A “good faith discharge of duties” includes seeking the advice and opinions of its professional advisors—including accountants, attorneys, and management agents—as long as the director reasonably believes that the matter is within the advisor’s professional or expert competence.  It is, therefore, extremely important to ensure that advisors are well-versed in community associations.

  • Act Prudently:  Upholding the duty to act in the best interest of the community association is not simply a good idea, it is the law.
  • Seek advice and counsel of professional advisors – including accountants, attorneys, and management agents – but ensure that those advisors are well-versed in community associations.
  • Abide by and uniformly enforce the community association’s governing documents. If the Board of Directors makes a business decision against enforcement of a particular provision in the governing documents (often because it is unpopular or will affect a significant number of homeowners), the Board must appreciate the consequences.  The Board may unintentionally establish a precedent that makes future enforcement difficult, and may open itself to liability for failing to discharge its responsibilities to the community association.  Remember, the fact that a restriction is unpopular does not absolve the Board from its obligation to enforce that restriction.
  • Be Familiar with your Governing Documents:  Board members must be familiar with their community association’s governing documents: the Articles of Incorporation, Declaration, Bylaws and any Rules and Regulations.
  • Act in Accordance with your Governing Documents:  Board members must act in compliance with their community’s governing documents and applicable state law.  While such a duty seems obvious, it is far more difficult to meet the duty in reality than in concept.  Board members should refer to the documents frequently to ensure that the Board is following policies and procedures that are stated in those documents.  Examples of issues on which Board can easily be “tripped up”:
    • If the Bylaws require the annual meeting to be held on the third Saturday in November, the meeting must be held on that date—even if the membership is amenable to holding the meeting on a different date.  Unless the Bylaws are amended to change the date on which the meeting is to be held, it must be held on the date stated in the Bylaws.
    • If the Declaration absolutely prohibits leasing of homes in the community, then the Board of Directors must enforce that prohibition without exception.  Unless the terms of the Declaration give the Board discretion to grant waivers of a general prohibition, the Board does not have any such discretion, and must enforce the provisions of the Declaration as written, no matter how sympathetic the Board may be to a homeowner’s plight.
    • Directors must bear in mind that, in some cases, the provisions of an applicable statute (e.g., Minnesota Statutes Chapter 515B or the Nonprofit Act) may take precedence over the provisions of the association’s governing documents.  It’s important to keep up-to-date with changes in the law and their impact on associations.
  • Act in Association’s Best Interest:  The responsibility to act in the best interest of the association is paramount in fulfilling the role of Board member.

 

Duty of Loyalty

The duty of loyalty requires the individual, when making a decision or acting on behalf of the association, to set aside personal or conflicting interests and act solely in the best interest of the association.
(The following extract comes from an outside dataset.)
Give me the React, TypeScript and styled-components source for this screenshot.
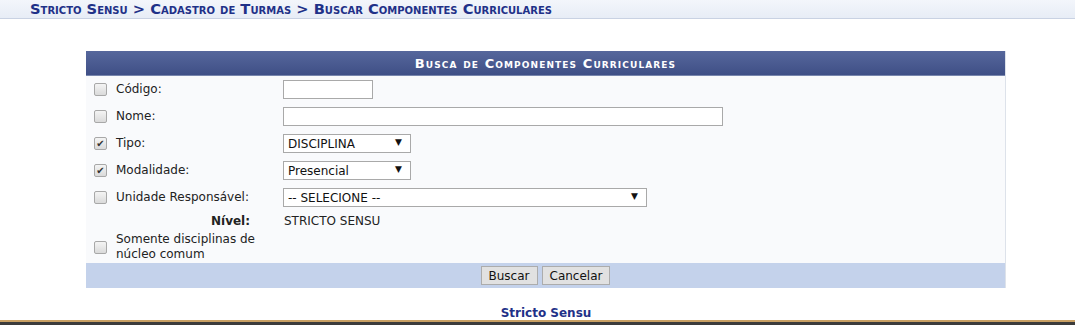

  • Set Aside Personal Agendas. Each Director must put aside personal agendas, remembering the legal obligation to act in the best interest of the association as a whole. 
  • Act as a Unit. Board members must remember that they must always act as a unit – no individual has the authority to make decisions independently (unless the Board specifically grants that person such authority).
  • Avoid Even the Appearance of Conflict of Interest. Under certain circumstances, a contract or transaction between an association and its director or an organization in which the director has a material financial interest is acceptable.  However, if the transaction is challenged, the director will have the burden of establishing that the contract or transaction was fair and reasonable, that there was full disclosure of the conflict to the Board and that the contract or transaction was approved by the appropriate persons in good faith.
    • Boards should consider establishing a written policy on avoiding conflicts of interest.
    • Board members should ensure that conflicts of interest are appropriately addressed, and the association’s conflicts of interest policy (if one exists) is followed.

 

Duty of Obedience

The duty of obedience requires the individual to obey all laws pertaining to association and act in furtherance of the association’s purposes.

Directors should be familiar with state and federal statutes and laws relating to the business of the association.  That is not to say directors must be experts in all applicable laws, but, at the very least, they must recognize when the services of a member of the association’s team of professionals (accountant, insurance representative, attorney, property manager, etc.) is needed.  Directors must make reasonable efforts to stay informed about laws and issues related to associations, whether through reading of relevant periodicals or attending seminars provided by trade groups and/or industry professionals.

While the concept of fiduciary duties may seem complicated, it boils down to a couple simply concepts:

  • Do the best job you can.
  • Do what’s best for the Association.